In der Schweiz machen die deshalb keine teure Kernsanierung, sondern eine Pinsel-Renovation. Also was ist damit gemeint? Zuerst wird sich die Bausubstanz angeschaut. Dann die Haustechnik. Über alles wird eine Studie angefertigt. Das ist so etwas wie ein Ist-Soll Vergleich mit Kostenschätzung, anhand der Bauherr eine Entscheidung treffen kann. Diese Vorgehensweise unterscheidet sich dadurch von der in Deutschland üblichen Kernsanierung – bei uns von neu bis Totalschaden keine zwei Jahre – weil bei den Schweizern nicht entkernt wird um alles nachher wieder neu aufzubauen. Alles was an Substanz noch gut ist wird bei den Schweizern in die Renovation mit einbezogen wird.

So macht es keinen Sinn, mit fragwürdigen und teuren energetischen Maßnahmen – die oft nur der Finanz- und Bauindustrie nützen – z. B. Intakte dichte Fenster gegen noch dichtere Fenster zu ersetzen. Des Weiteren funktionierende 2-schalige-Außenwände mit ausblasen der Luftschicht bauphysikalisch zu verschlimmbessern … Oder bei einem nicht ausgebauten Dachgeschoss das einen be- und entlüfteten Kaltdachraum hat mit einer Zwischensparrendämmung zu ertüchtigen …

Also was ist hier jetzt bei einer Pinsel-Renovation nach Schweizer Art zu tun: Erst einmal sind die Mindestanforderung an die Energieeinsparverordnung zu erfüllen. D.h. das die letzte Decke über beheizten Räumen zu dämmen ist. Das Gleiche gilt natürlich auch für die Kellerdecke die unterseitig mit Wärmedämmung nachgerüsteten ist (sofern überhaupt möglich) – oder der Keller wird temperiert. Nach Möglichkeit sind auch vorhandene Wärme-und Kältebrücken (also Bausünden aus der Vergangenheit) zu überarbeiten.

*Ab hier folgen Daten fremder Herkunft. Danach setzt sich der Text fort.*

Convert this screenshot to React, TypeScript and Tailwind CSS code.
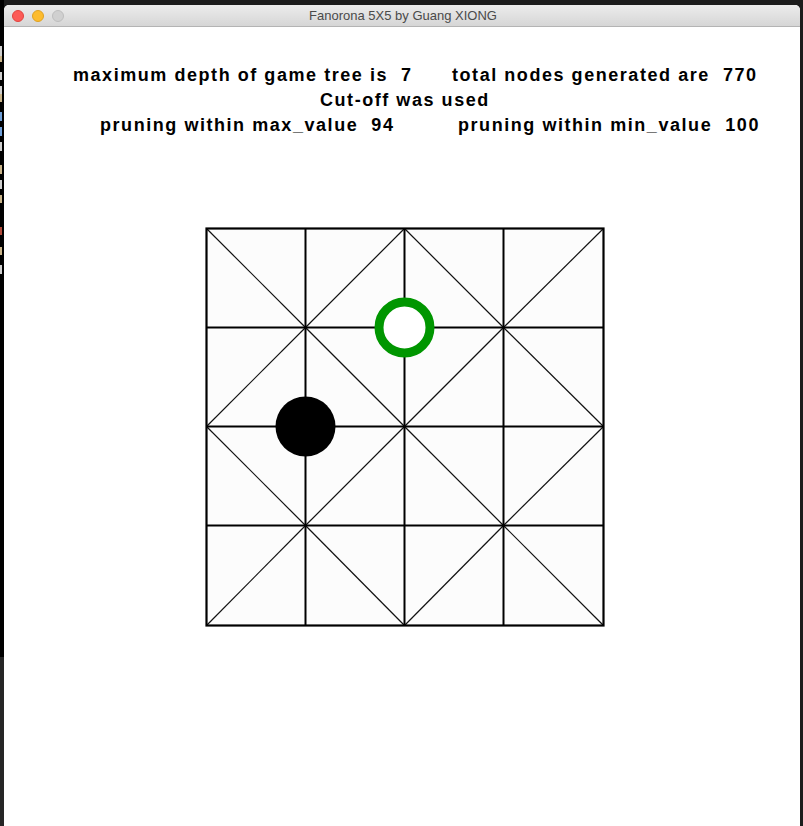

Bei der Haustechnik sollten nach Schweizer Art  zuerst Dichtigkeitsprüfungen bei allen Wasser führende Leitungen gemacht werden. Anhand dieser Prüfungen und Recherchen – auch Sondierungen an der Baukonstruktion – können dann zielgerichtet weitere Planungen gemacht werden. Z. B. ob an die vorhandenen Schmutzwasser-Fallstränge noch angeschlossen werden darf, oder ob diese weil schon mehrjährig ausgewechselt werden müssen. Es macht erfahrungsgemäß überhaupt keinen Sinn an Entwässerungsleitungen anzuschließen die verrottet sind. Weil dann nämlich folgendes passieren könnte, dass das neue Bad dann wieder aufgeschlagen werden muss – weil es zu einer Havarie auch wie die Schweizer sagen – gekommen ist und man dann mit hohen Kostenaufwand die Fallstränge erneuern muss: also damit viel Geld zum Fenster rausgeworfen wurde. 

Des Weiteren macht es nach Schweizer Art auch überhaupt keinen Sinn eine funktionierende Heizzentrale auszuwechseln gegen eine modernere, um damit ein bisschen Energie zu sparen … Vielmehr bringt es in eine nutzerbedingte Haus-Regelung zu investieren.

Abschließend ist bei bei energetischen Ertüchtigung nach Schweizer Art immer darauf zu schauen das keine halbherzigen Maßnahmen durchgeführt werden, weil dadurch das Feuchte- und Schimmelpilzrisiko steigt. Deshalb wird das Objekt immer in seiner Gesamtheit betrachtet. Kein Fall ist wieder andere – sodass eine sinnvolle Lösung gefunden werden sollte – die dem Nutzerverhalten entspricht.

Machen Sie es deshalb wie die Schweizer!